**Dataset extract:**

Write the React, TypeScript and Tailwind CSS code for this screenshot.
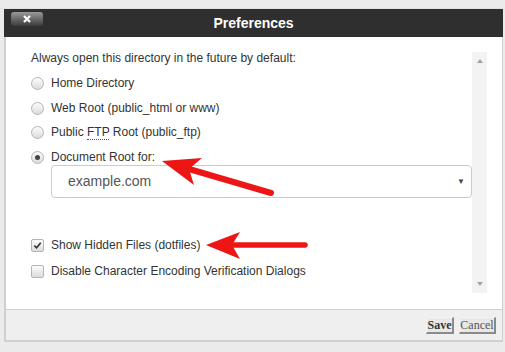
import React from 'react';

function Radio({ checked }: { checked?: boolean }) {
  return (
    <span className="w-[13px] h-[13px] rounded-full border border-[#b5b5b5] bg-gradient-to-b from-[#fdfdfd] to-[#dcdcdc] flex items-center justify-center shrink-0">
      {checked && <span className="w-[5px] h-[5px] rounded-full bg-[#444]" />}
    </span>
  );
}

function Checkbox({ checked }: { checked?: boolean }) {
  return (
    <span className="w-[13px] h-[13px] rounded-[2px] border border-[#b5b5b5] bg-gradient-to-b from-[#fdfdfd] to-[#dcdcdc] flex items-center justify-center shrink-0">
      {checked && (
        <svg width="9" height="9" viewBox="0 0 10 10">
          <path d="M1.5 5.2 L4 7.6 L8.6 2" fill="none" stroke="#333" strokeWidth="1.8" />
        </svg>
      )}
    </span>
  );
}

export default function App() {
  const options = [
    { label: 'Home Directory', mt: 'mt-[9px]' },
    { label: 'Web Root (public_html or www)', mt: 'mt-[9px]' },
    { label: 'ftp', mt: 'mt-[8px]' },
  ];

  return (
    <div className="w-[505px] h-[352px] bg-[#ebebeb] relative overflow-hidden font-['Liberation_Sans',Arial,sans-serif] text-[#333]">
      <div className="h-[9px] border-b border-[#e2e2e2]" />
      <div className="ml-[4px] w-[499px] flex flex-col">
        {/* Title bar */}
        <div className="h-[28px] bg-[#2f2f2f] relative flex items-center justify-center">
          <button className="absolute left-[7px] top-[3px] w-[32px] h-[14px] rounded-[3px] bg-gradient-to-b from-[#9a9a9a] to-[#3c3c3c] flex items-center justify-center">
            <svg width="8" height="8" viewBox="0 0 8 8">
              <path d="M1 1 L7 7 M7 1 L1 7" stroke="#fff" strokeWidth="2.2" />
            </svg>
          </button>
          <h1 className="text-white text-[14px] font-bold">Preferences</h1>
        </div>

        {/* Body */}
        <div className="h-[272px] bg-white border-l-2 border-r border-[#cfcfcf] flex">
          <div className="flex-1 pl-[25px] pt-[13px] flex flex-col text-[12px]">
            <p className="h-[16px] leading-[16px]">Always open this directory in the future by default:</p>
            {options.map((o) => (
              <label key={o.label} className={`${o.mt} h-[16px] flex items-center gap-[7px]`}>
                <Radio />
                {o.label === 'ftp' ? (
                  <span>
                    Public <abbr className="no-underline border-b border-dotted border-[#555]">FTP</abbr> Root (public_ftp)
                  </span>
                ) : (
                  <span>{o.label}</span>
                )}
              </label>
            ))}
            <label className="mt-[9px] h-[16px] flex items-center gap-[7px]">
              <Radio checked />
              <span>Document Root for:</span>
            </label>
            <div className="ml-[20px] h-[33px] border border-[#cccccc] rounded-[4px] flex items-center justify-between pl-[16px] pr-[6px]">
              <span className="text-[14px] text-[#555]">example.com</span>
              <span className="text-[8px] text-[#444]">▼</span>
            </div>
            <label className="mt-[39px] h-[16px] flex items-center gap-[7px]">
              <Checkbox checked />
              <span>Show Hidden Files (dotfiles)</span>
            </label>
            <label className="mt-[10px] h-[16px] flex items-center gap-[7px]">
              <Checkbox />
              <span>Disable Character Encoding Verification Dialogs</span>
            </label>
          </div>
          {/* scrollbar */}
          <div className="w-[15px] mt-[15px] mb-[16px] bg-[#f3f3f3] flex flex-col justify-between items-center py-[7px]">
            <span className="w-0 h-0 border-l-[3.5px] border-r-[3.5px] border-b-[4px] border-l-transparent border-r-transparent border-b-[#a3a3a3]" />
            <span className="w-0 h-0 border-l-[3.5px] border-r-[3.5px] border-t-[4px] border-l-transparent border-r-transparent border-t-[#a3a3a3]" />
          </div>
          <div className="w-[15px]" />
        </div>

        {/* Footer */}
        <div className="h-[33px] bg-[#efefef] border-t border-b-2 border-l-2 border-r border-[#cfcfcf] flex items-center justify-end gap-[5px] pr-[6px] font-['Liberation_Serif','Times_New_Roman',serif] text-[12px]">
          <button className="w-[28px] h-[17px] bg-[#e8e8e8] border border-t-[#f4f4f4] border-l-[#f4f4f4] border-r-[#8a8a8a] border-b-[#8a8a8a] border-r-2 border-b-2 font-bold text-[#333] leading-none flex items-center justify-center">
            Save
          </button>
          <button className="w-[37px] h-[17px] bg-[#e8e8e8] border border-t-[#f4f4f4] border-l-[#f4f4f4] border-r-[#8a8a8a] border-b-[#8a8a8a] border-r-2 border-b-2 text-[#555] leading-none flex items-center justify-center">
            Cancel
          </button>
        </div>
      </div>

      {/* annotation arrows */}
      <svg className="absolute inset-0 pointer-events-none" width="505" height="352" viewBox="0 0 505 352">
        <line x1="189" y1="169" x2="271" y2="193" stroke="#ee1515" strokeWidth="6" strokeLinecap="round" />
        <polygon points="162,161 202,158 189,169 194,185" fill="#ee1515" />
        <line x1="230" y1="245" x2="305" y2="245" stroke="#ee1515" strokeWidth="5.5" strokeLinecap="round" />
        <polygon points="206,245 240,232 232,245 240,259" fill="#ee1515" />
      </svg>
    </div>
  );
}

**Work required:** Without the pictures, write out all of the material exactly.

**The output:**
Write the React, TypeScript and Tailwind CSS code for this screenshot.
import React from 'react';

function Radio({ checked }: { checked?: boolean }) {
  return (
    <span className="w-[13px] h-[13px] rounded-full border border-[#b5b5b5] bg-gradient-to-b from-[#fdfdfd] to-[#dcdcdc] flex items-center justify-center shrink-0">
      {checked && <span className="w-[5px] h-[5px] rounded-full bg-[#444]" />}
    </span>
  );
}

function Checkbox({ checked }: { checked?: boolean }) {
  return (
    <span className="w-[13px] h-[13px] rounded-[2px] border border-[#b5b5b5] bg-gradient-to-b from-[#fdfdfd] to-[#dcdcdc] flex items-center justify-center shrink-0">
      {checked && (
        <svg width="9" height="9" viewBox="0 0 10 10">
          <path d="M1.5 5.2 L4 7.6 L8.6 2" fill="none" stroke="#333" strokeWidth="1.8" />
        </svg>
      )}
    </span>
  );
}

export default function App() {
  const options = [
    { label: 'Home Directory', mt: 'mt-[9px]' },
    { label: 'Web Root (public_html or www)', mt: 'mt-[9px]' },
    { label: 'ftp', mt: 'mt-[8px]' },
  ];

  return (
    <div className="w-[505px] h-[352px] bg-[#ebebeb] relative overflow-hidden font-['Liberation_Sans',Arial,sans-serif] text-[#333]">
      <div className="h-[9px] border-b border-[#e2e2e2]" />
      <div className="ml-[4px] w-[499px] flex flex-col">
        {/* Title bar */}
        <div className="h-[28px] bg-[#2f2f2f] relative flex items-center justify-center">
          <button className="absolute left-[7px] top-[3px] w-[32px] h-[14px] rounded-[3px] bg-gradient-to-b from-[#9a9a9a] to-[#3c3c3c] flex items-center justify-center">
            <svg width="8" height="8" viewBox="0 0 8 8">
              <path d="M1 1 L7 7 M7 1 L1 7" stroke="#fff" strokeWidth="2.2" />
            </svg>
          </button>
          <h1 className="text-white text-[14px] font-bold">Preferences</h1>
        </div>

        {/* Body */}
        <div className="h-[272px] bg-white border-l-2 border-r border-[#cfcfcf] flex">
          <div className="flex-1 pl-[25px] pt-[13px] flex flex-col text-[12px]">
            <p className="h-[16px] leading-[16px]">Always open this directory in the future by default:</p>
            {options.map((o) => (
              <label key={o.label} className={`${o.mt} h-[16px] flex items-center gap-[7px]`}>
                <Radio />
                {o.label === 'ftp' ? (
                  <span>
                    Public <abbr className="no-underline border-b border-dotted border-[#555]">FTP</abbr> Root (public_ftp)
                  </span>
                ) : (
                  <span>{o.label}</span>
                )}
              </label>
            ))}
            <label className="mt-[9px] h-[16px] flex items-center gap-[7px]">
              <Radio checked />
              <span>Document Root for:</span>
            </label>
            <div className="ml-[20px] h-[33px] border border-[#cccccc] rounded-[4px] flex items-center justify-between pl-[16px] pr-[6px]">
              <span className="text-[14px] text-[#555]">example.com</span>
              <span className="text-[8px] text-[#444]">▼</span>
            </div>
            <label className="mt-[39px] h-[16px] flex items-center gap-[7px]">
              <Checkbox checked />
              <span>Show Hidden Files (dotfiles)</span>
            </label>
            <label className="mt-[10px] h-[16px] flex items-center gap-[7px]">
              <Checkbox />
              <span>Disable Character Encoding Verification Dialogs</span>
            </label>
          </div>
          {/* scrollbar */}
          <div className="w-[15px] mt-[15px] mb-[16px] bg-[#f3f3f3] flex flex-col justify-between items-center py-[7px]">
            <span className="w-0 h-0 border-l-[3.5px] border-r-[3.5px] border-b-[4px] border-l-transparent border-r-transparent border-b-[#a3a3a3]" />
            <span className="w-0 h-0 border-l-[3.5px] border-r-[3.5px] border-t-[4px] border-l-transparent border-r-transparent border-t-[#a3a3a3]" />
          </div>
          <div className="w-[15px]" />
        </div>

        {/* Footer */}
        <div className="h-[33px] bg-[#efefef] border-t border-b-2 border-l-2 border-r border-[#cfcfcf] flex items-center justify-end gap-[5px] pr-[6px] font-['Liberation_Serif','Times_New_Roman',serif] text-[12px]">
          <button className="w-[28px] h-[17px] bg-[#e8e8e8] border border-t-[#f4f4f4] border-l-[#f4f4f4] border-r-[#8a8a8a] border-b-[#8a8a8a] border-r-2 border-b-2 font-bold text-[#333] leading-none flex items-center justify-center">
            Save
          </button>
          <button className="w-[37px] h-[17px] bg-[#e8e8e8] border border-t-[#f4f4f4] border-l-[#f4f4f4] border-r-[#8a8a8a] border-b-[#8a8a8a] border-r-2 border-b-2 text-[#555] leading-none flex items-center justify-center">
            Cancel
          </button>
        </div>
      </div>

      {/* annotation arrows */}
      <svg className="absolute inset-0 pointer-events-none" width="505" height="352" viewBox="0 0 505 352">
        <line x1="189" y1="169" x2="271" y2="193" stroke="#ee1515" strokeWidth="6" strokeLinecap="round" />
        <polygon points="162,161 202,158 189,169 194,185" fill="#ee1515" />
        <line x1="230" y1="245" x2="305" y2="245" stroke="#ee1515" strokeWidth="5.5" strokeLinecap="round" />
        <polygon points="206,245 240,232 232,245 240,259" fill="#ee1515" />
      </svg>
    </div>
  );
}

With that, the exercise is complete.